Considering the totality of the evidence currently at my disposal, including all of the weird Statcast stats we’ve seen coming out of Comerica park, I believe the simplest explanation is wind. Which is terrible, because wind might be the most difficult variable to account for.
This leaves us in a weird place, though. If Tigers players like Miguel Cabrera are having their stats artificially suppressed by wind, what does that mean for their future value? I would imagine it means they would hold more value if they changed teams, which is something we witnessed with J.D. Martinez at the trade deadline. But what about Miguel Cabrera? He has a long term deal with the Tigers that makes him practically untradable.
You shouldn’t look at his expected results, either xStats or Savant, and assume Miggy will bounce back in 2018. His back injury is a big deal, for one, but this stadium issue isn’t going away, either. Cutting the ball through right field requires hitting the ball about 98 or 99 mph, judging by the results I see. You can play around with the viz to see for yourself. Miggy has been hitting steadily fewer high velocity batted balls. It is possible that he has crossing some critical point where he is no longer hitting enough of his balls in play hard enough to make up for this environmental challenge. And is it possible his bat speed may continue to drop, given his injury concerns.

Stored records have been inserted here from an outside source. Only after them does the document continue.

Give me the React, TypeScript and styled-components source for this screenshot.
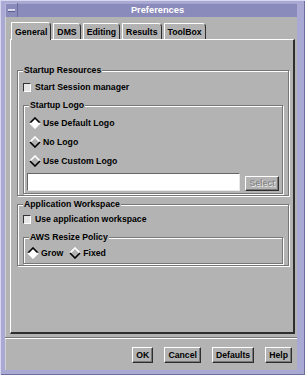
import React from 'react'
import styled, { createGlobalStyle } from 'styled-components'

const GlobalStyle = createGlobalStyle`
    html, body {
        margin: 0;
        padding: 0;
        background: #a9a9d3;
    }
    body {
        font-family: 'Liberation Sans', Arial, Helvetica, sans-serif;
        font-weight: bold;
        font-size: 8.7px;
        color: #000;
    }
`

const GRAY = '#b3b3b3'
const DARK = '#2e2e2e'
const SHADE = '#777777'

const WindowStyled = styled.div`
    box-sizing: border-box;
    width: 305px;
    height: 375px;
    padding: 3px 8px 5px 5px;
    display: flex;
    flex-direction: column;
    background: #a9a9d3;
    box-shadow: inset 1px 1px 0 #d6d6ef, inset -1px -1px 0 #6e6e9a;
`
const TitleBarStyled = styled.div`
    display: flex;
    height: 14px;
    background: #8b8bbb;
    box-shadow: inset 0 1px 0 #a4a4cf;
`
const MinButtonStyled = styled.div`
    box-sizing: border-box;
    width: 13px;
    height: 14px;
    display: flex;
    align-items: center;
    justify-content: center;
    border-right: 1px solid #6e6e9a;
    box-shadow: inset 1px 1px 0 #b4b4dc;

    & span {
        width: 7px;
        height: 2px;
        background: #d8d8ee;
        box-shadow: 0 1px 0 #5c5c88;
    }
`
const TitleTextStyled = styled.div`
    flex: 1;
    text-align: center;
    line-height: 14px;
    font-size: 9.3px;
    color: #fff;
`
const BodyStyled = styled.div`
    flex: 1;
    display: flex;
    flex-direction: column;
    padding: 5px 2px 0 5px;
    background: ${GRAY};
    box-shadow: inset 1px 0 0 #d0d0d0;
`
const TabRowStyled = styled.div`
    display: flex;
    align-items: flex-end;
    gap: 2px;
    height: 17px;
    padding-left: 1px;
`
const TabStyled = styled.div<{ $active?: boolean }>`
    box-sizing: border-box;
    height: ${(p) => (p.$active ? 18 : 16)}px;
    margin-bottom: ${(p) => (p.$active ? -1 : 0)}px;
    padding: 0 3px;
    display: flex;
    align-items: center;
    background: ${GRAY};
    border-left: 1px solid #fff;
    border-top: 1px solid #fff;
    border-right: 1px solid ${DARK};
    border-top-right-radius: 4px;
    position: relative;
    z-index: ${(p) => (p.$active ? 1 : 0)};
`
const PanelStyled = styled.div`
    box-sizing: border-box;
    height: 295px;
    padding: 25px 4px 0 6px;
    border-top: 1px solid #fff;
    border-left: 1px solid #fff;
    border-right: 2px solid ${DARK};
    border-bottom: 2px solid ${DARK};
`
const GroupStyled = styled.fieldset<{ $pad: string; $top?: number }>`
    margin: ${(p) => p.$top || 0}px 0 0 0;
    min-width: 0;
    padding: ${(p) => p.$pad};
    border: 1px solid ${SHADE};
    box-shadow: inset 1px 1px 0 #fff, 1px 1px 0 #fff;
`
const LegendStyled = styled.legend<{ $shift?: number }>`
    padding: 0 1px;
    margin-left: ${(p) => p.$shift || 0}px;
    line-height: 11px;
    background: ${GRAY};
`
const RowStyled = styled.div<{ $h: number; $indent?: number; $gap?: number }>`
    display: flex;
    align-items: center;
    height: ${(p) => p.$h}px;
    padding-left: ${(p) => p.$indent || 0}px;
    gap: ${(p) => p.$gap || 2}px;
`
const CheckBoxStyled = styled.span`
    box-sizing: border-box;
    width: 8px;
    height: 9px;
    margin-right: 2px;
    border: 1px solid;
    border-color: #333 #fff #fff #333;
    background: #e6e6e6;
`
const OptionStyled = styled.span`
    display: inline-flex;
    align-items: center;
    gap: 2px;
`
const FieldRowStyled = styled.div`
    display: flex;
    align-items: flex-end;
    gap: 5px;
    margin-top: 3px;
`
const TextFieldStyled = styled.div`
    box-sizing: border-box;
    flex: 1;
    height: 18px;
    background: #fff;
    border: 1px solid;
    border-color: #666 #e8e8e8 #e8e8e8 #666;
`
const ButtonStyled = styled.button<{ $disabled?: boolean }>`
    box-sizing: border-box;
    height: ${(p) => (p.$disabled ? 15 : 16)}px;
    padding: 0 3px;
    font-family: inherit;
    font-weight: bold;
    font-size: 8.7px;
    line-height: 1;
    color: ${(p) => (p.$disabled ? '#8a8a8a' : '#000')};
    text-shadow: ${(p) => (p.$disabled ? '1px 1px 0 #e4e4e4' : 'none')};
    background: ${GRAY};
    border: 1px solid;
    border-color: #fff ${DARK} ${DARK} #fff;
    box-shadow: inset -1px -1px 0 ${SHADE};
    border-radius: 0;
`
const SeparatorStyled = styled.div`
    margin-top: 3px;
    height: 0;
    border-top: 1px solid ${SHADE};
    border-bottom: 1px solid #fff;
    margin-left: -5px;
    margin-right: -2px;
`
const ButtonRowStyled = styled.div`
    display: flex;
    justify-content: flex-end;
    gap: 11px;
    padding: 8px 3px 0 0;
`

const Diamond = ({ on }: { on?: boolean }) => (
    <svg width="12" height="12" viewBox="0 0 12 12">
        <polygon points="6,1 11,6 6,11 1,6" fill={on ? '#fff' : GRAY} />
        <polyline points="1,6 6,1 11,6" fill="none" stroke={on ? '#000' : '#fff'} strokeWidth="1.6" />
        <polyline points="1,6 6,11 11,6" fill="none" stroke={on ? '#fff' : '#000'} strokeWidth="1.6" />
    </svg>
)

const Radio = ({ label, on }: { label: string; on?: boolean }) => (
    <OptionStyled>
        <Diamond on={on} />
        {label}
    </OptionStyled>
)

const tabs = ['General', 'DMS', 'Editing', 'Results', 'ToolBox']

const App = () => {
    return (
        <>
            <GlobalStyle />
            <WindowStyled>
                <TitleBarStyled>
                    <MinButtonStyled>
                        <span />
                    </MinButtonStyled>
                    <TitleTextStyled>Preferences</TitleTextStyled>
                </TitleBarStyled>
                <BodyStyled>
                    <TabRowStyled>
                        {tabs.map((t, i) => (
                            <TabStyled key={t} $active={i === 0}>
                                {t}
                            </TabStyled>
                        ))}
                    </TabRowStyled>
                    <PanelStyled>
                        <GroupStyled $pad="2px 5px 1px 5px">
                            <LegendStyled>Startup Resources</LegendStyled>
                            <RowStyled $h={18} $gap={2}>
                                <CheckBoxStyled />
                                Start Session manager
                            </RowStyled>
                            <GroupStyled $pad="2px 3px 2px 3px" $top={4}>
                                <LegendStyled $shift={2}>Startup Logo</LegendStyled>
                                <RowStyled $h={19} $indent={2}>
                                    <Radio label="Use Default Logo" on />
                                </RowStyled>
                                <RowStyled $h={19} $indent={2}>
                                    <Radio label="No Logo" />
                                </RowStyled>
                                <RowStyled $h={19} $indent={2}>
                                    <Radio label="Use Custom Logo" />
                                </RowStyled>
                                <FieldRowStyled>
                                    <TextFieldStyled />
                                    <ButtonStyled $disabled>Select</ButtonStyled>
                                </FieldRowStyled>
                            </GroupStyled>
                        </GroupStyled>

                        <GroupStyled $pad="0 5px 1px 5px" $top={3}>
                            <LegendStyled>Application Workspace</LegendStyled>
                            <RowStyled $h={18} $gap={2}>
                                <CheckBoxStyled />
                                Use application workspace
                            </RowStyled>
                            <GroupStyled $pad="2px 3px 2px 3px" $top={4}>
                                <LegendStyled $shift={2}>AWS Resize Policy</LegendStyled>
                                <RowStyled $h={16} $gap={6}>
                                    <Radio label="Grow" on />
                                    <Radio label="Fixed" />
                                </RowStyled>
                            </GroupStyled>
                        </GroupStyled>
                    </PanelStyled>
                    <SeparatorStyled />
                    <ButtonRowStyled>
                        <ButtonStyled>OK</ButtonStyled>
                        <ButtonStyled>Cancel</ButtonStyled>
                        <ButtonStyled>Defaults</ButtonStyled>
                        <ButtonStyled>Help</ButtonStyled>
                    </ButtonRowStyled>
                </BodyStyled>
            </WindowStyled>
        </>
    )
}

export default App
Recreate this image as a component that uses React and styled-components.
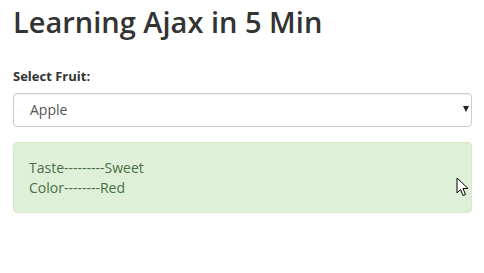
import React from "react";
import styled, { createGlobalStyle } from "styled-components";

const GlobalStyle = createGlobalStyle`
  html, body {
    margin: 0;
    padding: 0;
    background: #fff;
  }
  body {
    font-family: "Open Sans", "Noto Sans", sans-serif;
    font-size: 14px;
    line-height: 20px;
    color: #333;
  }
`;

const Page = styled.div`
  position: relative;
  padding: 5px 12px 40px 13px;
`;

const Title = styled.h2`
  margin: 0 0 28px;
  font-size: 29px;
  font-weight: 600;
  line-height: 33px;
  color: #333;
`;

const Label = styled.label`
  display: block;
  font-weight: 700;
  font-size: 13px;
  margin-bottom: 7px;
`;

const SelectBox = styled.div`
  position: relative;
  height: 34px;
  box-sizing: border-box;
  border: 1px solid #ccc;
  border-radius: 4px;
  box-shadow: inset 0 1px 1px rgba(0, 0, 0, 0.075);
  display: flex;
  align-items: center;
  padding: 0 16px;
  color: #555;
  font-size: 14px;
  margin-bottom: 15px;
`;

const Caret = styled.span`
  position: absolute;
  right: 2px;
  top: 12px;
  width: 0;
  height: 0;
  border-left: 3px solid transparent;
  border-right: 3px solid transparent;
  border-top: 6px solid #222;
`;

const Alert = styled.div`
  background: #dff0d8;
  border: 1px solid #d6e9c6;
  border-radius: 4px;
  color: #4a6e45;
  padding: 15px;
  box-sizing: border-box;
  height: 71px;
  display: flex;
  flex-direction: column;
  justify-content: center;
`;

const Line = styled.div`
  line-height: 20px;
`;

const Cursor = styled.svg`
  position: absolute;
  left: 456px;
  top: 177px;
`;

export default function App() {
  return (
    <>
      <GlobalStyle />
      <Page>
        <Title>Learning Ajax in 5 Min</Title>
        <Label>Select Fruit:</Label>
        <SelectBox>
          Apple
          <Caret />
        </SelectBox>
        <Alert>
          <Line>Taste---------Sweet</Line>
          <Line>Color--------Red</Line>
        </Alert>
        <Cursor width="14" height="21" viewBox="0 0 14 21">
          <path
            d="M1 1 L1 16 L4.5 12.5 L7 18.5 L9.5 17.5 L7 11.5 L12 11.5 Z"
            fill="#fff"
            stroke="#000"
            strokeWidth="1"
            strokeLinejoin="miter"
          />
        </Cursor>
      </Page>
    </>
  );
}
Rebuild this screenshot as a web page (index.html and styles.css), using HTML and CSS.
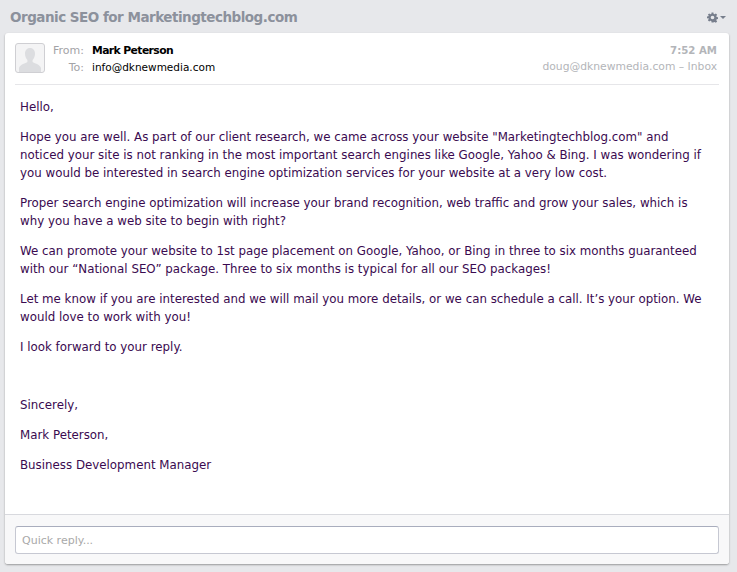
FILE: index.html
```html
<!DOCTYPE html>
<html lang="en">
<head>
  <meta charset="UTF-8">
  <title>Organic SEO for Marketingtechblog.com</title>
  <link rel="stylesheet" href="styles.css">
</head>
<body>

  <div class="thread-head">
    <h1 class="thread-title">Organic SEO for Marketingtechblog.com</h1>
    <div class="gear-menu">
      <svg class="gear-icon" width="11" height="11" viewBox="0 0 24 24">
        <path fill-rule="evenodd" d="M10 1h4l.6 3.2 2 .8L19.3 3.2l2.8 2.8-1.8 2.7.8 2 3.2.6v4l-3.2.6-.8 2 1.8 2.7-2.8 2.8-2.7-1.8-2 .8L14 23h-4l-.6-3.2-2-.8-2.7 1.8-2.8-2.8 1.8-2.7-.8-2L0 14v-4l2.9-.6.8-2L1.900 6l2.800-2.800L7.400 5l2-.8zM12 8a4 4 0 1 0 0 8 4 4 0 0 0 0-8z"/>
      </svg>
      <span class="caret"></span>
    </div>
  </div>

  <div class="message-card">
    <div class="message-head">
      <div class="avatar">
        <svg width="28" height="28" viewBox="0 0 28 28">
          <path d="M14 4c3.300 0 5 2.500 5 5.800 0 2.600-1 4.800-2.400 6.200v2c1.500 1.200 7.400 2.300 8.400 6v4H3v-4c1-3.700 6.900-4.800 8.400-6v-2C10 14.600 9 12.400 9 9.800 9 6.500 10.700 4 14 4z"/>
        </svg>
      </div>
      <div class="people">
        <div class="people-row">
          <span class="people-label">From:</span>
          <span class="sender">Mark Peterson</span>
        </div>
        <div class="people-row">
          <span class="people-label">To:</span>
          <span class="recipient">info@dknewmedia.com</span>
        </div>
      </div>
      <div class="message-meta">
        <div class="time">7:52 AM</div>
        <div>doug@dknewmedia.com – Inbox</div>
      </div>
    </div>

    <div class="message-body">
      <p>Hello,</p>
      <p>Hope you are well. As part of our client research, we came across your website "Marketingtechblog.com" and<br>
      noticed your site is not ranking in the most important search engines like Google, Yahoo &amp; Bing. I was wondering if<br>
      you would be interested in search engine optimization services for your website at a very low cost.</p>
      <p>Proper search engine optimization will increase your brand recognition, web traffic and grow your sales, which is<br>
      why you have a web site to begin with right?</p>
      <p>We can promote your website to 1st page placement on Google, Yahoo, or Bing in three to six months guaranteed<br>
      with our “National SEO” package. Three to six months is typical for all our SEO packages!</p>
      <p>Let me know if you are interested and we will mail you more details, or we can schedule a call. It’s your option. We<br>
      would love to work with you!</p>
      <p>I look forward to your reply.</p>
      <p class="sign-off">Sincerely,</p>
      <p>Mark Peterson,</p>
      <p>Business Development Manager</p>
    </div>

    <div class="reply-bar">
      <input class="reply-input" type="text" placeholder="Quick reply...">
    </div>
  </div>

</body>
</html>
```

FILE: styles.css
```css
* {
  box-sizing: border-box;
}

html, body {
  height: 100%;
}

body {
  margin: 0;
  padding: 0 8px 8px 5px;
  display: flex;
  flex-direction: column;
  background-color: #e7e8eb;
  font-family: "DejaVu Sans", sans-serif;
  font-size: 11.84px;
  color: #000;
}

.thread-head {
  height: 33px;
  flex: none;
  display: flex;
  align-items: center;
  justify-content: space-between;
  padding: 0 3px 0 5px;
}

.thread-title {
  margin: 0;
  font-size: 13.5px;
  font-weight: bold;
  letter-spacing: -0.5px;
  color: #8c919c;
}

.gear-menu {
  display: flex;
  align-items: center;
  gap: 2px;
  margin-top: 2px;
}

.gear-icon {
  fill: #777e8c;
}

.caret {
  width: 0;
  height: 0;
  border-left: 3px solid transparent;
  border-right: 3px solid transparent;
  border-top: 3px solid #777e8c;
}

.message-card {
  flex: 1;
  display: flex;
  flex-direction: column;
  background-color: #fff;
  border-radius: 3px;
  box-shadow: 0 1px 2px rgba(0, 0, 0, 0.35);
}

.message-head {
  height: 52px;
  margin: 0 10px;
  padding-top: 10px;
  display: flex;
  border-bottom: 1px solid #e6e6e9;
}

.avatar {
  width: 30px;
  height: 30px;
  flex: none;
  display: flex;
  align-items: flex-end;
  justify-content: center;
  overflow: hidden;
  background-color: #f4f4f5;
  border: 1px solid #cfcfd3;
  border-radius: 3px;
}

.avatar svg {
  fill: #dcdde0;
}

.people {
  margin-left: 8px;
  font-size: 11px;
  line-height: 16px;
}

.people-row {
  display: flex;
  align-items: baseline;
}

.people-label {
  width: 31px;
  margin-right: 8px;
  text-align: right;
  color: #a3a3a6;
}

.sender {
  font-size: 10.8px;
  font-weight: bold;
  letter-spacing: -0.6px;
}

.recipient {
  font-size: 10.5px;
}

.message-meta {
  margin-left: auto;
  padding-right: 2px;
  text-align: right;
  font-size: 10.75px;
  line-height: 16px;
  color: #b3b5b9;
}

.time {
  font-size: 10.2px;
  font-weight: bold;
}

.message-body {
  flex: 1;
  padding: 13px 15px 0;
  line-height: 18px;
  color: #3a0a50;
}

.message-body p {
  margin: 0 0 12px;
  white-space: nowrap;
}

.message-body .sign-off {
  margin-top: 40px;
}

.reply-bar {
  height: 50px;
  flex: none;
  padding: 11px 10px 0;
  background-color: #f8f8f9;
  border-top: 1px solid #d8d9de;
  border-radius: 0 0 3px 3px;
}

.reply-input {
  display: block;
  width: 100%;
  height: 28px;
  padding: 0 6px;
  background-color: #fff;
  border: 1px solid #c6c8d2;
  border-top-color: #a9adbd;
  border-radius: 3px;
  font-family: "DejaVu Sans", sans-serif;
  font-size: 11px;
}

.reply-input::placeholder {
  color: #a9a9a9;
}
```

|Year||Above 95mph||Above 98mph||Above 100mph|
The players leaving Comerica park, though. That is something you should be happy to see. Take a look at Ian Kinsler’s right field spray chart.
Angels Stadium is slightly deeper and has taller walls, but perhaps more favorable hitting conditions and a little luck could turn those outs into hits. Either way, he can only go up from here, he’s 0 for 11 with these balls in Comerica.
Long story short, the various types of expected stats in Comerica Park appear to be failing to take into account some environmental variable. This variable appears to be influencing right field to a far greater extent than left field. I believe it could be wind, but it could be something else.